The Bible has a word for the crowd of people following Jesus. They are called the ochlos (e.g Matt. 4:25; 8:1). In South Korea in the 1970s, minjung theologians used this term to describe the mass of people who are oppressed by society. Minjung comes from two Chinese characters 民众, which mean mass of people. Similar to Hardt and Negri, minjung theologians do not limit minjung to the working or lower class. Women are the minjung when they are oppressed by the patriarchal society. The colonized are minjung when they are dominated by the colonizers.

Minjung theologians say that for too long, the church only pays attention to the laos (laity), and leave out from its purview the ochlos.

Minjung theology was developed during the dictatorial regime of Park Chung-hee. Today South Korea has become much more democratic with significant economic growth. I am not sure that minjung theology is as popular as it once was. Furthermore, the tactics used by minjung theologians, focusing on national political struggle, may not be adequate to fight against Empire.

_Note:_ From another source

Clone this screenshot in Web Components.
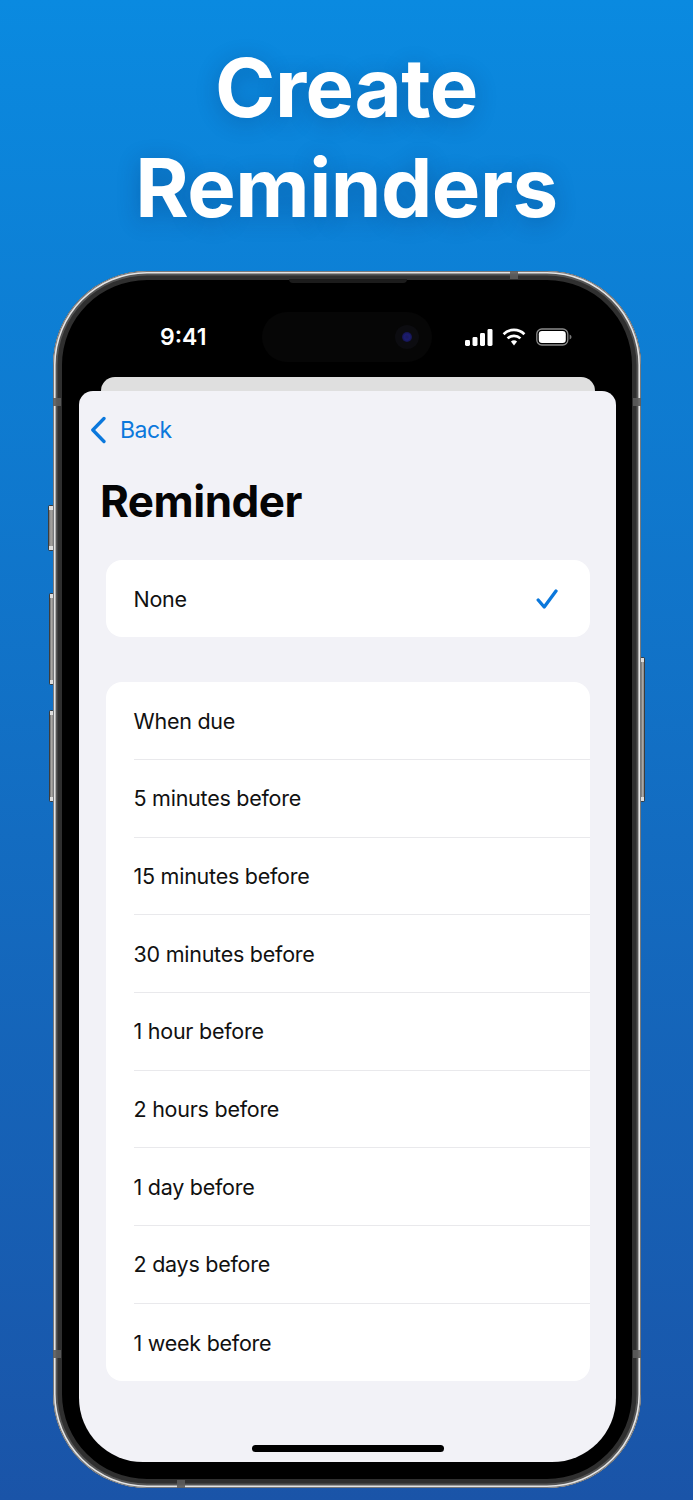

We will need a more globalized minjung theology, which can speak to the issues of our time. This minjung theology must be transnational, heterogeneous, fluid, and responsive to local needs and issues. This cannot be written by the elites alone, but must be a participatory theological movement from the bottom-up.

I wonder why did Jesus attract great crowds following him? What did they see in the promise of Jesus? Why do the churches not attracting the multitude today?